■ WRITTEN PROBLEM ■
Gather up the lines with the word "this" in them.

== EXTRACTED MATERIAL ==

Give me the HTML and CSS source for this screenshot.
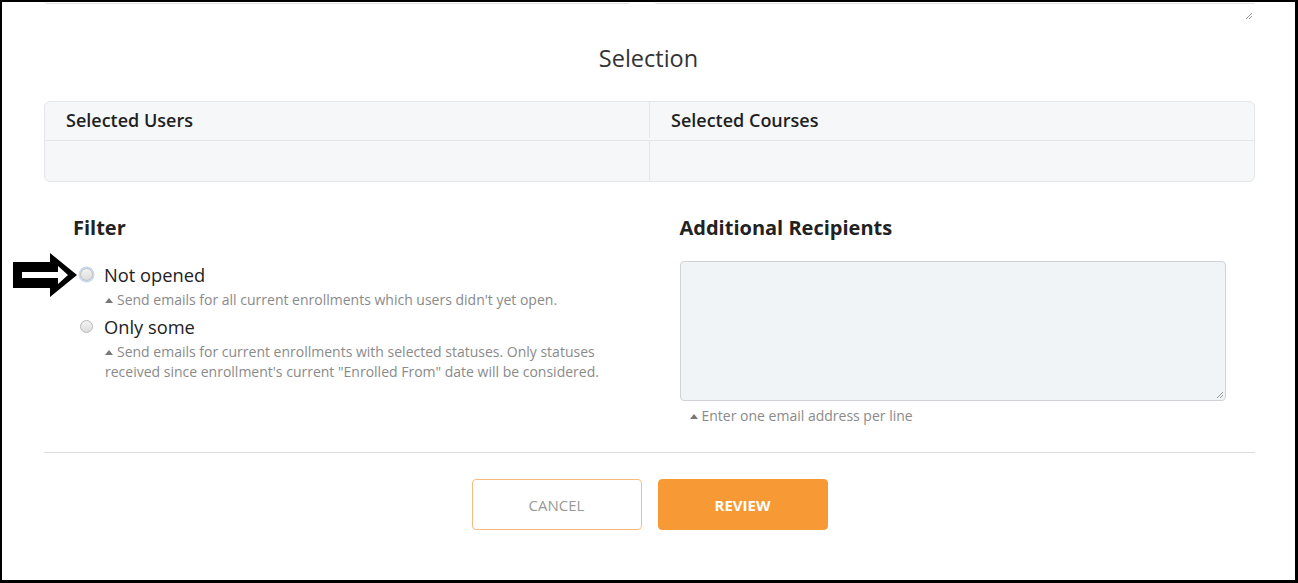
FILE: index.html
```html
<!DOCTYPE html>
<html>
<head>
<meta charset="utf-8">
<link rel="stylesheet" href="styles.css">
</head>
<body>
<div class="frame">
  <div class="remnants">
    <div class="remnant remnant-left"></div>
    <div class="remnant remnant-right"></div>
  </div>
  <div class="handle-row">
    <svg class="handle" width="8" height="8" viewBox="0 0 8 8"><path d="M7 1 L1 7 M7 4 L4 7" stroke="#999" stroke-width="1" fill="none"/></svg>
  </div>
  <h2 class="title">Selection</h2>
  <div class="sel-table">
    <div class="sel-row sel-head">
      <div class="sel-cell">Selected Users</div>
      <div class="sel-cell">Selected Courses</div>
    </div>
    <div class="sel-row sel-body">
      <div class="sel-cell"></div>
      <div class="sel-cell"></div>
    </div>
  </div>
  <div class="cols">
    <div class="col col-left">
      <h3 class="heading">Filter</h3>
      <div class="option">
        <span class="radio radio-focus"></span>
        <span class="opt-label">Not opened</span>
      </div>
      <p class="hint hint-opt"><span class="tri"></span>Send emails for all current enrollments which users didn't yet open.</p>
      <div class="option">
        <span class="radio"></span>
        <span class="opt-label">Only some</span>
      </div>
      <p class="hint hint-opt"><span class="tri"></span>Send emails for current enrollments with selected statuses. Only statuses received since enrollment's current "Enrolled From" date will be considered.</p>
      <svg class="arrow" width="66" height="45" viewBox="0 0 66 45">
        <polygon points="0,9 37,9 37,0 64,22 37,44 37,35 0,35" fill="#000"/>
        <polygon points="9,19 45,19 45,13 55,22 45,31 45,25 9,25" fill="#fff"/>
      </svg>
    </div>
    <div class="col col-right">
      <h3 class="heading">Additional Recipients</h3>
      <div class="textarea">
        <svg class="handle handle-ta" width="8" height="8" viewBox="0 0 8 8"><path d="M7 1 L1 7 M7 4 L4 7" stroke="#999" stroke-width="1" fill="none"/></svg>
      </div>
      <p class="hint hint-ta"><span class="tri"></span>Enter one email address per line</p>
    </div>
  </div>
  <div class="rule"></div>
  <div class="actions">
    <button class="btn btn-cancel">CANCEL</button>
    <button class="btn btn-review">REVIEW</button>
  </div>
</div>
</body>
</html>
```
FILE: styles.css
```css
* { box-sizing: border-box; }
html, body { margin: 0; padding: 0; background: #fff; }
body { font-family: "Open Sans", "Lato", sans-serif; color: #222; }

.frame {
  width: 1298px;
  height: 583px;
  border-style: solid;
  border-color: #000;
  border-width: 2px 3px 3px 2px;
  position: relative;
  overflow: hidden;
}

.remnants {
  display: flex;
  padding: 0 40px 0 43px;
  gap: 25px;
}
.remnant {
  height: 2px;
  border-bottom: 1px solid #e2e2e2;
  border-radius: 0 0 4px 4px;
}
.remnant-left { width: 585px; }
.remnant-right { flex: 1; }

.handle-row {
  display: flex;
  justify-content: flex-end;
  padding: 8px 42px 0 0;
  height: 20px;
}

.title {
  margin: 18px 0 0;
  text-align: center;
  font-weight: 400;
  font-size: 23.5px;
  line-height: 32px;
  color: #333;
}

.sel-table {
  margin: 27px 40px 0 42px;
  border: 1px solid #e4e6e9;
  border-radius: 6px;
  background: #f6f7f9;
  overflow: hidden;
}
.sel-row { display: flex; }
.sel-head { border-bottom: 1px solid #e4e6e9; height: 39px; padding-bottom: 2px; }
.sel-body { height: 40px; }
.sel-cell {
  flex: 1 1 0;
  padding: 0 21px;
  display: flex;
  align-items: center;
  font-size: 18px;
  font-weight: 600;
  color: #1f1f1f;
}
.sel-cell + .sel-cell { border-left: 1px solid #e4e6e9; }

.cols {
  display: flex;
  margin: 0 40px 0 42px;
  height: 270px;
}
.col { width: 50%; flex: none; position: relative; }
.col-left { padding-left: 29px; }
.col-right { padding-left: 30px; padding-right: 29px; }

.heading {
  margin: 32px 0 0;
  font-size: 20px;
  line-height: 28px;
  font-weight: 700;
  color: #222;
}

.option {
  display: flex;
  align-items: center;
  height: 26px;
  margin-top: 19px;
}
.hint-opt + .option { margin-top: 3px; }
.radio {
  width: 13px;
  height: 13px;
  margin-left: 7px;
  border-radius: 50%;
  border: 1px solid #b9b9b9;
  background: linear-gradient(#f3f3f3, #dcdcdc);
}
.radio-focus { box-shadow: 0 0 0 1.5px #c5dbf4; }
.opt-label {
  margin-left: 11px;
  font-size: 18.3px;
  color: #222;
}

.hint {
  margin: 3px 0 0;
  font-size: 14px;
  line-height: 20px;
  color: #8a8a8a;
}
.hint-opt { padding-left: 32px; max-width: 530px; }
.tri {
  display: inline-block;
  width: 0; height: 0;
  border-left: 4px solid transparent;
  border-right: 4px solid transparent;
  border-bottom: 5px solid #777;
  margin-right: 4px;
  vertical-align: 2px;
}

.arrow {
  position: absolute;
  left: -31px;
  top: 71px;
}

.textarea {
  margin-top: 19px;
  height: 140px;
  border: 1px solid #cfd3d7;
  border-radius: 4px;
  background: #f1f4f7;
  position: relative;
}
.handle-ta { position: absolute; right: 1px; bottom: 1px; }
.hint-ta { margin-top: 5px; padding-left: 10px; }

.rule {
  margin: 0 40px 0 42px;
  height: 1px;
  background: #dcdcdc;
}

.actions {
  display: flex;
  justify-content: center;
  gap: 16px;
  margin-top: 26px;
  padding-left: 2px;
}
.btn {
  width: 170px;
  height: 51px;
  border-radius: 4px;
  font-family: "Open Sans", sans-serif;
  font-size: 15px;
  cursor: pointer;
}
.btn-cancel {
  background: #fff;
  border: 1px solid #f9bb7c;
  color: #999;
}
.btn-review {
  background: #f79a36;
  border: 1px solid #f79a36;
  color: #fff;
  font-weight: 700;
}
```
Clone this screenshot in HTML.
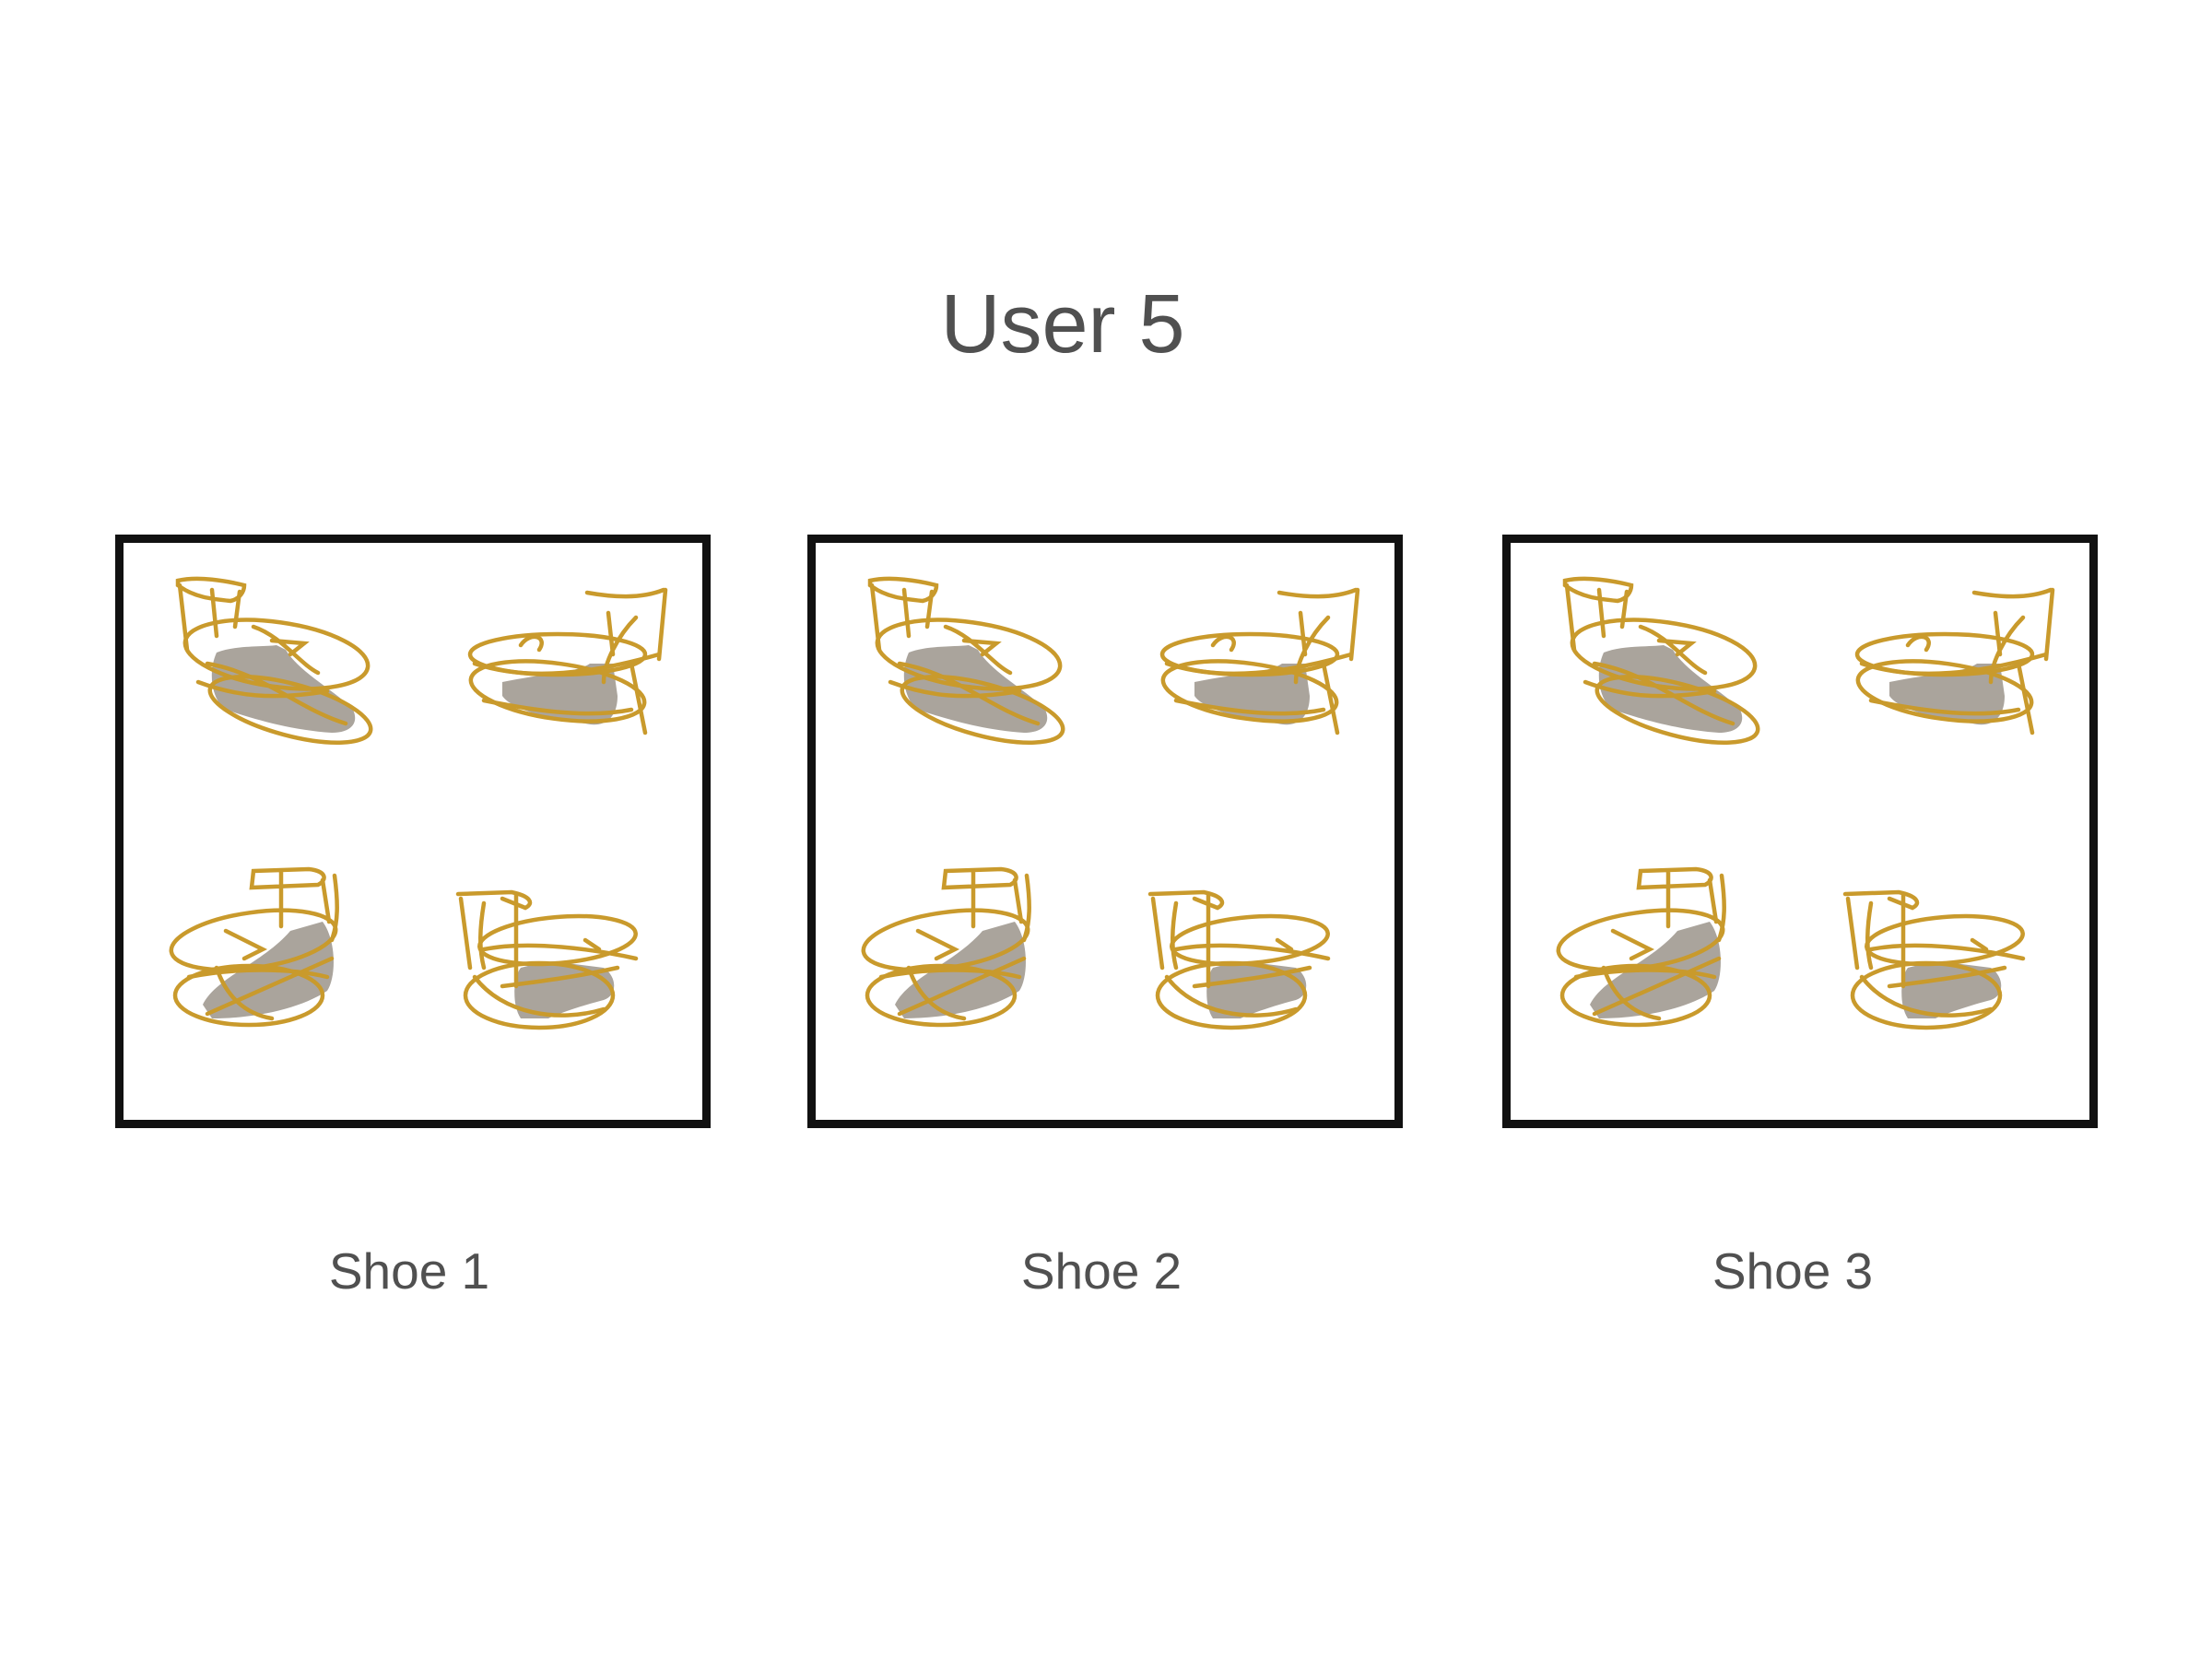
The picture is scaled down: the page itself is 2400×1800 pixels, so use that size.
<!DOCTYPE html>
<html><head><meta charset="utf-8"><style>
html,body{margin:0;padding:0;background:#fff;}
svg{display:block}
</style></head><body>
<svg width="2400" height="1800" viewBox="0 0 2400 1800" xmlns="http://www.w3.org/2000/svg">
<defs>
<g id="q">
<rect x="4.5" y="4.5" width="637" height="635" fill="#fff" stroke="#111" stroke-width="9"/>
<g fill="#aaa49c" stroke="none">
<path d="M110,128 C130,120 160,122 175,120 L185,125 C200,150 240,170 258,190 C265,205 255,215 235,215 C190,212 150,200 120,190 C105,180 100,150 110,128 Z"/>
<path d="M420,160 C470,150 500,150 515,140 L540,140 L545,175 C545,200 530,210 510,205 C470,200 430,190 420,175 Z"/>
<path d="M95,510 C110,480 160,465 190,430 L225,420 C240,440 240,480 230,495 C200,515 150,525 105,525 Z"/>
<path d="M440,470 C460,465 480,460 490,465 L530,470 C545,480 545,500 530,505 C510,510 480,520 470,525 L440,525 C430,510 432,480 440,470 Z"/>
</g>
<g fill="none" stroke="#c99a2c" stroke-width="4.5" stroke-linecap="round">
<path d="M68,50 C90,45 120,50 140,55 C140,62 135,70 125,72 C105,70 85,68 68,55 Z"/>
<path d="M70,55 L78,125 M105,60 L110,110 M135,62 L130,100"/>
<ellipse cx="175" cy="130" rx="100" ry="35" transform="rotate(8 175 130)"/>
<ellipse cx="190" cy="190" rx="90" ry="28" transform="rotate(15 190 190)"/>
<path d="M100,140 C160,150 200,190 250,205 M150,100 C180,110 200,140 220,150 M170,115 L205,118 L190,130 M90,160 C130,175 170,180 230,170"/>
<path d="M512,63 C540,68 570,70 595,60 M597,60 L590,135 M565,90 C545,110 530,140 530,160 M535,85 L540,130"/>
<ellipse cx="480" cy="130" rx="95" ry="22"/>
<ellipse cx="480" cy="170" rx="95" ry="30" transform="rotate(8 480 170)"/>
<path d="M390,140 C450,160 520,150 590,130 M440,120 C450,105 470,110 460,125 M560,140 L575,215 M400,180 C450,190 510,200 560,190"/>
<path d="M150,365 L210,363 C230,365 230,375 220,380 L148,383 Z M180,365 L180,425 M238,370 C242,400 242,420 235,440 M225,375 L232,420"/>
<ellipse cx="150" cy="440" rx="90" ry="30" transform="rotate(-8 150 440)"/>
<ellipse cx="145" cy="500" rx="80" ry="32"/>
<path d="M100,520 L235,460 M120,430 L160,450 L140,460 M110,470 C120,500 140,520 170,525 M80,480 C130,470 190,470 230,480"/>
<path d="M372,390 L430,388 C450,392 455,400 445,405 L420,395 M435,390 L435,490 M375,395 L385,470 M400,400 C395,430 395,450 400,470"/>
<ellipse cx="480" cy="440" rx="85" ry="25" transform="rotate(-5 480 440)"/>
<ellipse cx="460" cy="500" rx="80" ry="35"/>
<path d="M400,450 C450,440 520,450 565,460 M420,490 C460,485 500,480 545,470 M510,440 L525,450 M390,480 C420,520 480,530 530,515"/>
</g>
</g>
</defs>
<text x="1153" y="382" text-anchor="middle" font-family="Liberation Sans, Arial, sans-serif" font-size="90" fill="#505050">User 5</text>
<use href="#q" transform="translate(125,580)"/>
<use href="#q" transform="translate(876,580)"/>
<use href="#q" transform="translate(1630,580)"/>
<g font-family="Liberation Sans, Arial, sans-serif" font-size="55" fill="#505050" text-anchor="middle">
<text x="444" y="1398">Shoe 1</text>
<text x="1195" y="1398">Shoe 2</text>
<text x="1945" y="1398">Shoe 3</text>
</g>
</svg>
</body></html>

===

■ ANSWER TO THE TASK ■
Give me the HTML and CSS source for this screenshot.
Clone this screenshot in HTML.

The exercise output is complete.